Restoring Cloud Pak for Data volume backups from a persistent volume claim or object store

If you created volume backups of your IBM Cloud Pak® for Data deployment in a separate PersistentVolumeClaim (PVC) or an S3 or S3-compatible object store with the Cloud Pak for Data volume backup and restore utility, use this information to restore the volumes.

Before you begin

Cloud Pak for Data provides the cpd-cli backup-restore command-line interface for backing up and restoring PVs. Before you run any cpd-cli backup-restore commands, ensure that:

About this task

During the restore process, write operations in application workloads are suspended (quiesced). The quiesce command calls hooks provided by Cloud Pak for Data services to do the quiesce. Quiesce hooks that are provided by Cloud Pak for Data services offer optimizations or other enhancements compared to scaling down all resources in the project (namespace). Services might be quiesced and unquiesced in a certain order, or services might be suspended without having to bring down pods to reduce the time it takes to bring down applications and bring them back up.

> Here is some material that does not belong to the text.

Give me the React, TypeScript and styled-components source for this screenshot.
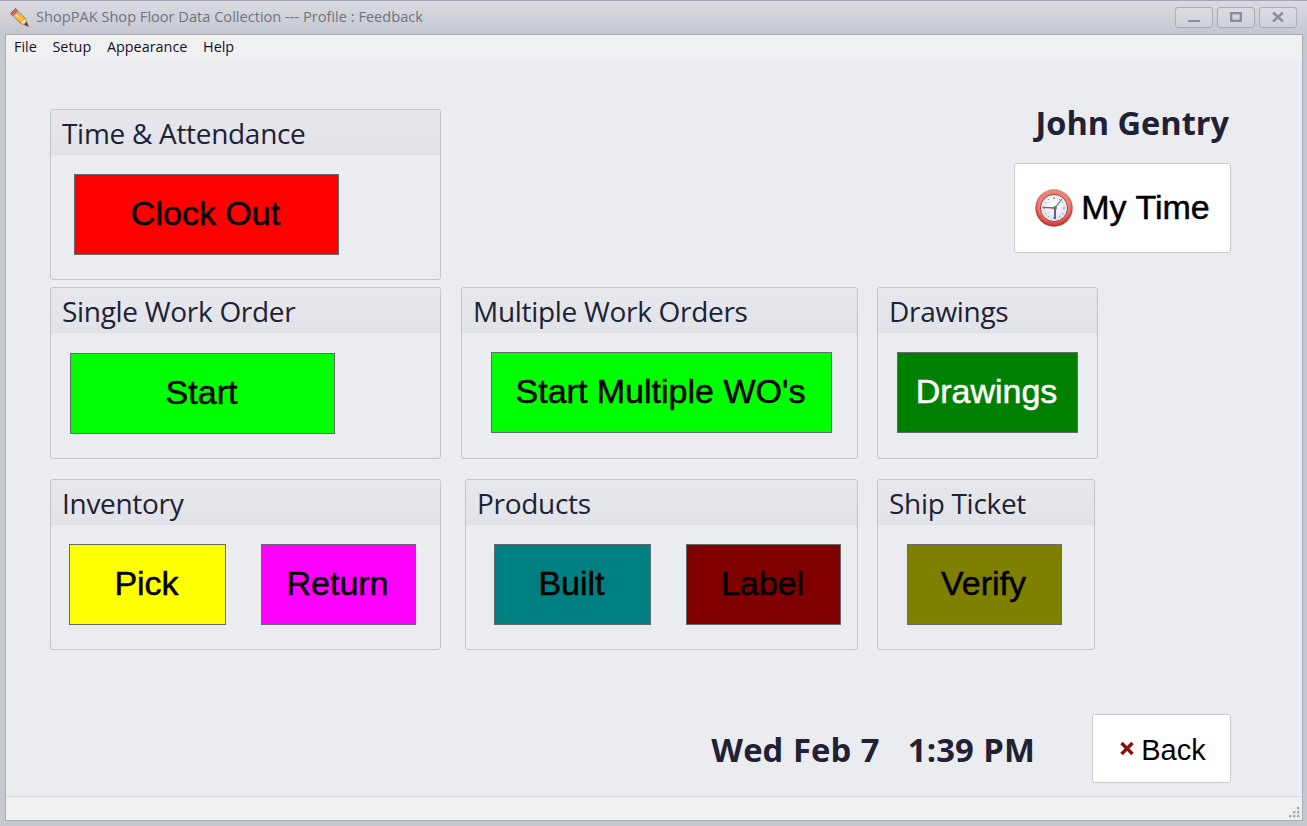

You can restore volumes in two ways:
  1. Manually scale down resources, restore volumes, and then manually scale up resources.
  2. Automatically scale down resources, restore volumes, and automatically scale up resources with a single command.
Tip: It is a good idea to manually scale down application Kubernetes resources before you do a restore, so that you can find out whether a pod's services cannot scale down or up correctly. You can then do the restore after you fix any problems that were found.
Best practice: You can run the commands in this task exactly as written if you set up environment variables. For instructions, see Setting up installation environment variables.

Ensure that you source the environment variables before you run the commands in this task.

For more information about the Cloud Pak for Data volume backup and restore utility, including a list of commands that you can run, see the cpd-cli backup-restore reference documentation.

Procedure

  1. If you haven't already done so, initialize cpd-cli backup-restore.
    Tip: cpd-cli backup-restore is initialized before you create a backup.
    Note: If your Docker image registry is different than what is shown in the following examples, change the appropriate options.

    The following command is an example that initializes cpd-cli backup-restore when you are using an S3 object store to store the backups, and the cluster has access to icr.io/cpopen/cpd.

    # Initialize the cpdbr first with pvc name and s3 storage.  Note that the bucket must exist.
    # Example for cluster with access to ICR
    $ cpd-cli backup-restore init \
    --namespace $NAMESPACE \
    --pvc-name cpdbr-pvc \
    --image-prefix=icr.io/cpopen/cpd \
    --provider=s3 \
    --s3-endpoint="s3 endpoint" \
    --s3-bucket=cpdbr \
    --s3-prefix=$NAMESPACE/

    The following command is an example that initializes cpd-cli backup-restore when you are using an S3 object store to store the backups, in an environment that uses a private image registry, such as when your cluster is air-gapped.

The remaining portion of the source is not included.